I f*cking love it, apart from the pursuit bars. Would be better in gloss finish


----------



## Tharg2007 (21 Aug 2008)

i likes it too, you could be like night rider on it  looks indestructible. "switching to turbo boost Micheal" <- said in best camp British voice


----------



## kyuss (22 Aug 2008)

That's gorgeous that is. Black is the new white, especially in matt, all stealthy. Mmmmmmmm.

I agree with MessenJah about the bars though. A nice set of track drops and maybe a radial laced front wheel and that would be well sweet.


----------



## BADGER.BRAD (29 Aug 2008)

Love it ,simple, no flashy steal me please logos,although the no brakes takes simple bikes a little to far for me bet it costs a few quid though! High cost sort of kills the idea of a simple bike for me !!


----------



## Mr Phoebus (29 Aug 2008)

I'd like it _sans_ the clipped pedals. Traditional frame geometry as well, makes a change.
Black! Black! Are we sleeping in father's grave again mother? Black! Black!


----------



## Chuffy (29 Aug 2008)

It's nice. But I'd feel obliged to fit brakes, mudguards, a p-clipped rack and possibly one of these, fitted sideways along the bars. 
Just to annoy the kind of nob-bag purists who shun derailleurs, brakes and anything else that obscures the clean geometry of the bicycle frame...


----------



## Losidan (29 Aug 2008)

like the look but the bars ruin it for me.


----------



## yenrod (29 Aug 2008)

No gears - load of rubbish.


----------



## MessenJah (30 Aug 2008)

...like all track bikes.


----------



## Joe24 (30 Aug 2008)

yenrod said:


> No gears - load of rubbish.



I think you have penis trouble.
Are you not man enough for a fixed or singlespeed Yenners?


----------



## Thedude (3 Sep 2008)

Everybody wants to be like me


----------



## kyuss (4 Sep 2008)

Now see, that is f***in lovely. Radial front wheel, track drops, everything in black... Gorgeous. Is it a Bareknuckle?


----------



## Rhythm Thief (4 Sep 2008)

yenrod said:


> No gears - load of rubbish.



I think you'll find it's got _one_ gear, Yenners.


----------



## Thedude (4 Sep 2008)

kyuss said:


> Now see, that is f***in lovely. Radial front wheel, track drops, everything in black... Gorgeous. Is it a Bareknuckle?



Bareknuckle it is. Being all black means it doesn't really draw any attention and never really looks dirty.


----------



## Alan Frame (4 Sep 2008)

Thedude said:


> Bareknuckle it is. Being all black means it doesn't really draw any attention and never really looks dirty.

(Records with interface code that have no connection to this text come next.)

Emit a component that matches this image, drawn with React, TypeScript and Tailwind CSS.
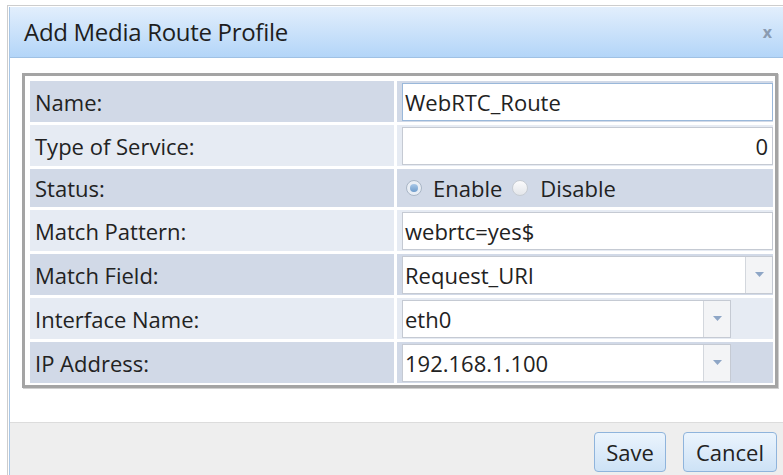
import { useState } from "react";

type Row = {
  label: string;
  kind: "text" | "number" | "radio" | "select" | "selectShort";
  value: string;
  focused?: boolean;
};

const rows: Row[] = [
  { label: "Name:", kind: "text", value: "WebRTC_Route", focused: true },
  { label: "Type of Service:", kind: "number", value: "0" },
  { label: "Status:", kind: "radio", value: "enable" },
  { label: "Match Pattern:", kind: "text", value: "webrtc=yes$" },
  { label: "Match Field:", kind: "select", value: "Request_URI" },
  { label: "Interface Name:", kind: "selectShort", value: "eth0" },
  { label: "IP Address:", kind: "selectShort", value: "192.168.1.100" },
];

function Radio({ checked }: { checked: boolean }) {
  return (
    <span
      className={
        "flex h-[16px] w-[16px] items-center justify-center rounded-full border " +
        (checked
          ? "border-[#a9b6c6] bg-[#e9eef5]"
          : "border-[#c7ccd3] bg-gradient-to-b from-[#fbfbfc] to-[#e3e6ea]")
      }
    >
      {checked && (
        <span className="h-[8px] w-[8px] rounded-full bg-gradient-to-b from-[#a9c8e8] to-[#6f9ccb]" />
      )}
    </span>
  );
}

function SelectBox({ value, short }: { value: string; short?: boolean }) {
  return (
    <div
      className={
        "ml-[5px] flex h-[38px] items-stretch border border-[#c5cad3] bg-white " +
        (short ? "w-[329px]" : "w-[371px]")
      }
    >
      <span className="flex flex-1 items-center pl-[2px]">{value}</span>
      <span className="flex w-[27px] items-center justify-center border-l border-[#d3d7dd] bg-[#f3f4f6]">
        <svg width="9" height="5" viewBox="0 0 9 5">
          <path d="M0 0h9L4.5 5z" fill="#8ea6c6" />
        </svg>
      </span>
    </div>
  );
}

export default function App() {
  const [status, setStatus] = useState(rows[2].value);

  return (
    <div
      className="h-[475px] w-[783px] overflow-hidden bg-white pl-[7px] pt-[5px] text-[22px] leading-none text-[#222]"
      style={{ fontFamily: '"Open Sans", "Noto Sans", sans-serif' }}
    >
      <div className="w-[790px] border border-[#cdcdcd] bg-white p-px">
        <div className="border-x border-[#a9c7e6]">
          {/* title bar */}
          <div className="flex h-[51px] items-center justify-between border-b border-[#9fc1e4] bg-gradient-to-b from-[#e2eefc] to-[#b3d5f8] pl-[14px] pr-[22px]">
            <span className="text-[24px] tracking-[-0.3px] text-[#1e1e1e]">Add Media Route Profile</span>
            <span className="text-[16px] font-bold text-[#8a9bb1]">x</span>
          </div>

          {/* form body */}
          <div className="h-[364px] pl-[12px] pt-[15px]">
            <div className="w-[756px] border-[3px] border-[#a4a4a4] bg-white pb-[2px] pl-[5px] pr-[2px] pt-[5px] shadow-[1px_1px_0_#d0d0d0]">
              <div className="grid grid-cols-[364px_376px] gap-[3px]">
                {rows.map((row, i) => {
                  const bg = i % 2 === 0 ? "bg-[#d1d9e7]" : "bg-[#e6ebf3]";
                  const h = row.kind === "radio" ? "h-[38px]" : "h-[41px]";
                  return (
                    <div key={row.label} className="contents">
                      <div className={`flex items-center pl-[5px] ${bg} ${h}`}>{row.label}</div>
                      <div className={`flex items-center ${bg} ${h}`}>
                        {row.kind === "text" && (
                          <div
                            className={
                              "ml-[5px] flex h-[38px] w-[371px] items-center border bg-white pl-[2px] " +
                              (row.focused ? "border-[#9ab8da]" : "border-[#c5cad3]")
                            }
                          >
                            {row.value}
                          </div>
                        )}
                        {row.kind === "number" && (
                          <div className="ml-[5px] flex h-[38px] w-[371px] items-center justify-end border border-[#c5cad3] bg-white pr-[4px]">
                            {row.value}
                          </div>
                        )}
                        {row.kind === "radio" && (
                          <div className="ml-[9px] flex items-center">
                            <button
                              type="button"
                              onClick={() => setStatus("enable")}
                              className="flex items-center gap-[11px]"
                            >
                              <Radio checked={status === "enable"} />
                              <span>Enable</span>
                            </button>
                            <button
                              type="button"
                              onClick={() => setStatus("disable")}
                              className="ml-[10px] flex items-center gap-[12px]"
                            >
                              <Radio checked={status === "disable"} />
                              <span>Disable</span>
                            </button>
                          </div>
                        )}
                        {row.kind === "select" && <SelectBox value={row.value} />}
                        {row.kind === "selectShort" && <SelectBox value={row.value} short />}
                      </div>
                    </div>
                  );
                })}
              </div>
            </div>
          </div>

          {/* footer */}
          <div className="flex h-[60px] items-start justify-end gap-[17px] border-t border-[#dcdcdc] bg-[#eeeeee] pr-[17px] pt-[9px]">
            <button
              type="button"
              className="h-[40px] w-[72px] rounded-[4px] border border-[#8fb4dc] bg-gradient-to-b from-[#ebf4fd] to-[#cde2f6] text-[#222]"
            >
              Save
            </button>
            <button
              type="button"
              className="h-[40px] w-[94px] rounded-[4px] border border-[#8fb4dc] bg-gradient-to-b from-[#ebf4fd] to-[#cde2f6] text-[#222]"
            >
              Cancel
            </button>
          </div>
        </div>
      </div>
    </div>
  );
}
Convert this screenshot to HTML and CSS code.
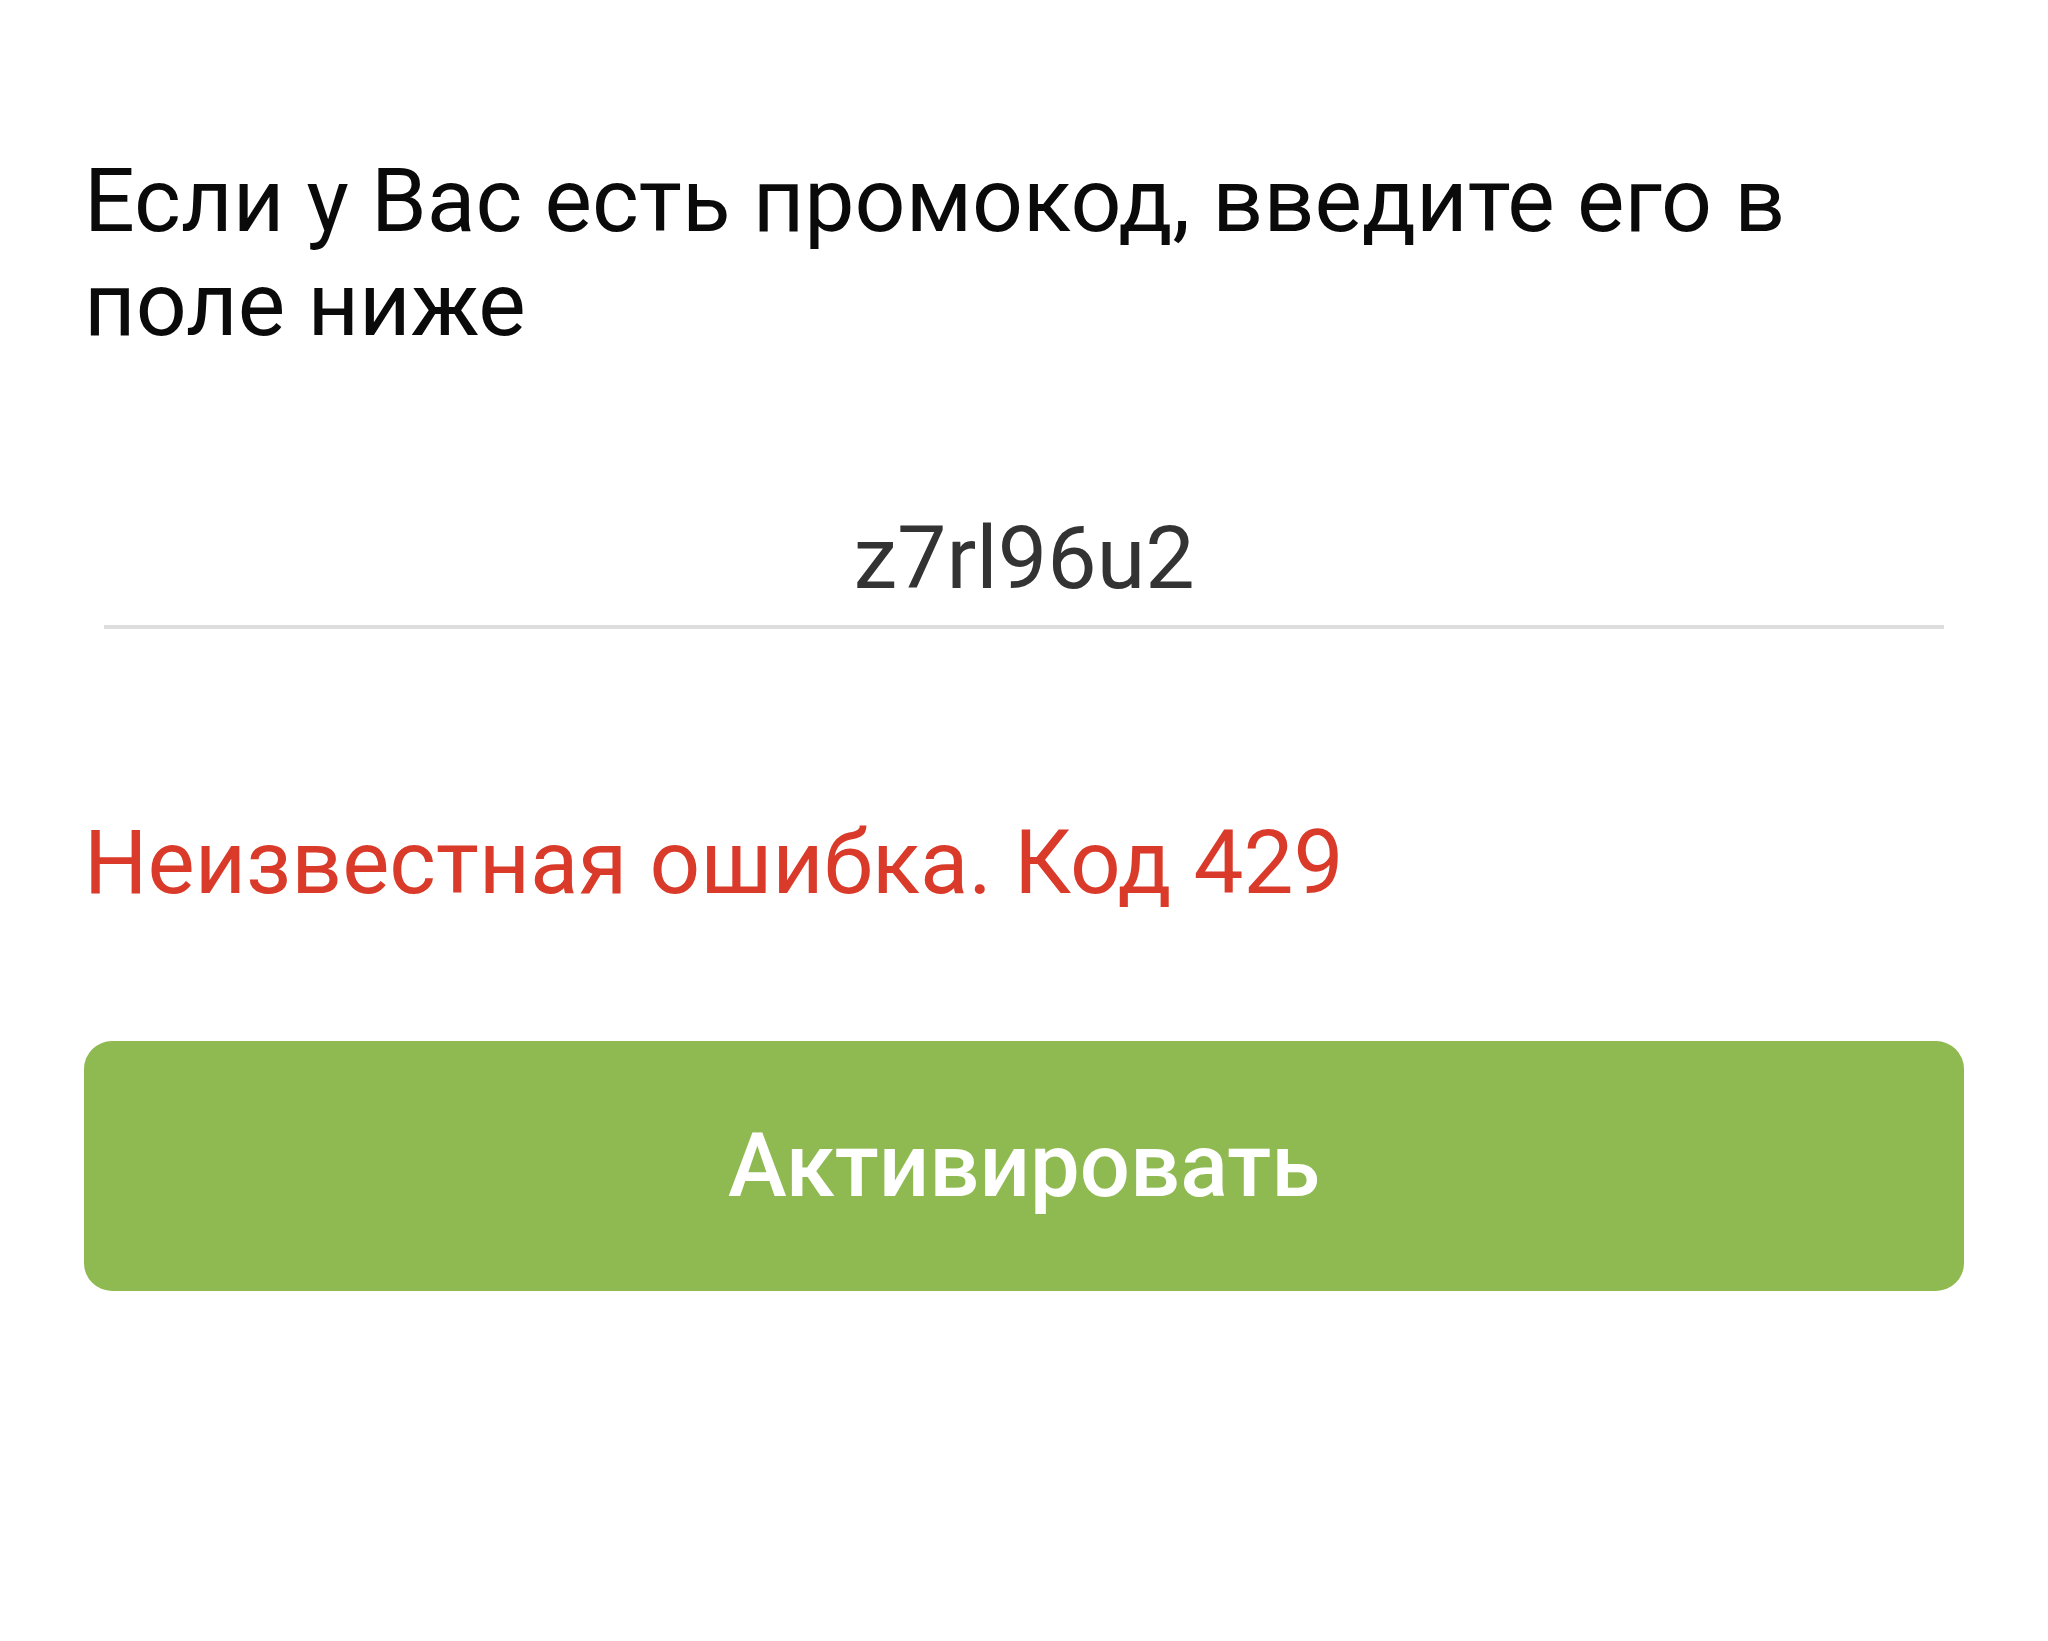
FILE: index.html
```html
<!DOCTYPE html>
<html lang="ru">
<head>
    <meta charset="UTF-8">
    <meta name="viewport" content="width=device-width, initial-scale=1.0">
    <title>Промокод</title>
    <link rel="stylesheet" href="styles.css">
</head>
<body>

    <div class="promo-container">
        <p class="promo-hint">Если у Вас есть промокод, введите его в поле ниже</p>

        <form id="promo-form" class="promo-form">
            <input type="text" id="promo_code" class="promo-input" name="promo_code" value="z7rl96u2">

            <div class="error-message" id="error-message">Неизвестная ошибка. Код 429</div>

            <button type="submit" class="activate-btn">Активировать</button>
        </form>
    </div>

</body>
</html>
```

FILE: styles.css
```css
body {
    font-family: Roboto, "Noto Sans", sans-serif;
    margin: 0;
    background-color: #ffffff;
}
.promo-container {
    padding: 149px 84px 0 84px;
}
.promo-hint {
    margin: 0;
    font-size: 89.5px;
    line-height: 104px;
    color: #0a0a0a;
}
.promo-form {
    display: flex;
    flex-direction: column;
}
.promo-input {
    display: block;
    margin: 132px 20px 0 20px;
    height: 136px;
    padding: 0;
    border: none;
    border-bottom: 4px solid #dddddd;
    font-family: Roboto, sans-serif;
    font-size: 88px;
    color: #333333;
    text-align: center;
    outline: none;
    background: transparent;
}
.error-message {
    margin-top: 182px;
    font-size: 89px;
    line-height: 104px;
    color: #d93a29;
}
.activate-btn {
    margin-top: 126px;
    height: 250px;
    border: none;
    border-radius: 28px;
    background-color: #8fba51;
    color: #ffffff;
    font-family: Roboto, sans-serif;
    font-size: 88.5px;
    font-weight: 500;
    cursor: pointer;
}
```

Don't kid yourself that your bike has miraculously melted into the background just by being black....

It has gained a number of admiring comments on this forum, so THEY must have noticed it, and anyone seeing it in the flesh will see that it is a quality, new bike which just happens to be all black.

In my experience, when people try to cover something up they normally just succeed in making it more apparent.

So at the risk of teaching you to suck eggs, don't get complacent about your "invisible" bike because the thieving bustards are out there.


----------



## Andy Pandy (4 Sep 2008)

Dude - sweet looking bike.


----------



## Thedude (4 Sep 2008)

Alan Frame said:


> Don't kid yourself that your bike has miraculously melted into the background just by being black....
> 
> It has gained a number of admiring comments on this forum, so THEY must have noticed it, and anyone seeing it in the flesh will see that it is a quality, new bike which just happens to be all black.
> 
> ...



I have two New York Fogedabout locks to make sure that if it stops being invisible it will remain unstealable! I hope!


----------